I make no apologies for the green hue of this issue. As someone who grew up in the country and now spends every free moment mountain biking, I know at first hand the damage caused by climate change. The IWR team gets to meet plenty of business leaders; some do excellent impressions of ostriches, but many are at the forefront of doing something constructive about climate change.
Ignoring climate change will do for your organisation what ignoring the internet would have done for it a decade ago. You pretend business is as usual at your peril.

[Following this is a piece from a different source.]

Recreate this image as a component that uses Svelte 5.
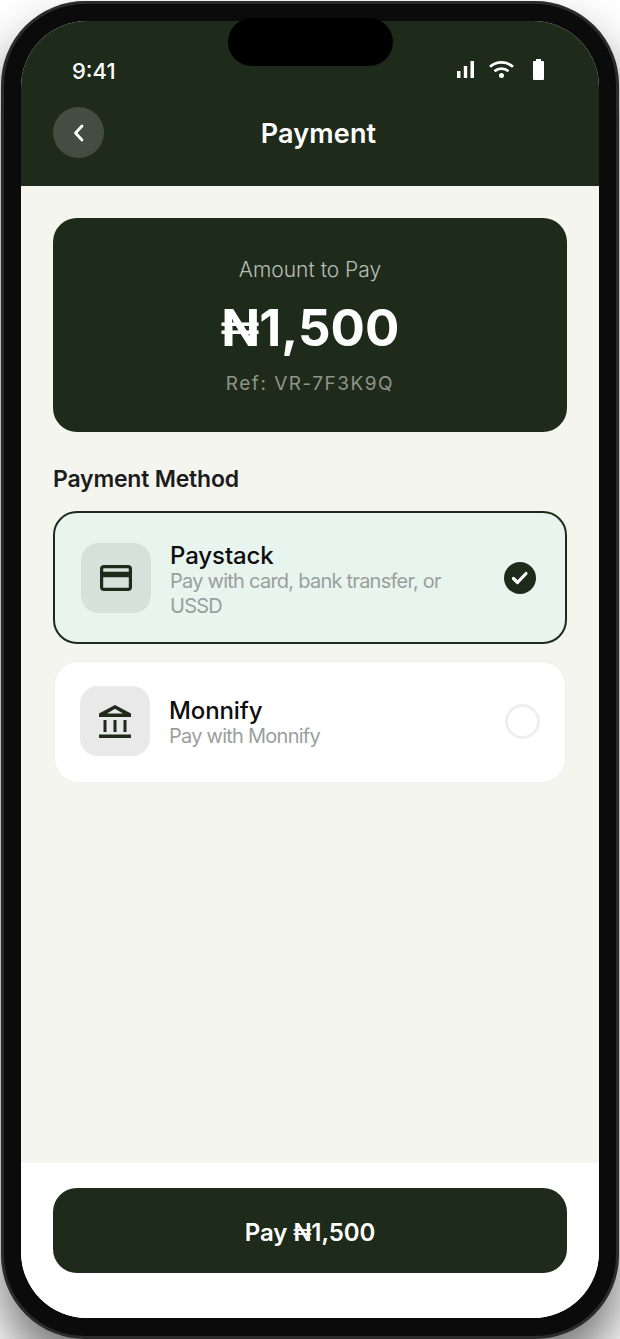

As organisations change their operating behaviour to become less abusive of natural resources, information professionals will have to carry out intensive research into policy, technology, business practices, case studies and management direction. It’s early days and there is little information available yet. What information does exist is divided across partisan lines, both the partisan climate change deniers, and the many competing scientific theories about just what it will do to the planet.
At first sight, you may feel like throwing up your arms in defeat at how to go about finding out about how to green the organisation. But the debate is good. Greener ways of generating and consuming must be adopted – without repeating the mistakes made in the adoption of nuclear power in the 1950s and the tonnes of nuclear waste we have to live with today.
Trying just to appear green won’t work. Change must benefit our customers and our organisations so that they continue to thrive and remain suitable organisations for those they serve. To be green and to make money, we need to search for, collate and create information. Information is at the centre of all good decision-making and as society has to re-assess its energy usage, the information community is at the conception of an exciting development that could have lasting effects and benefit more than just our own community.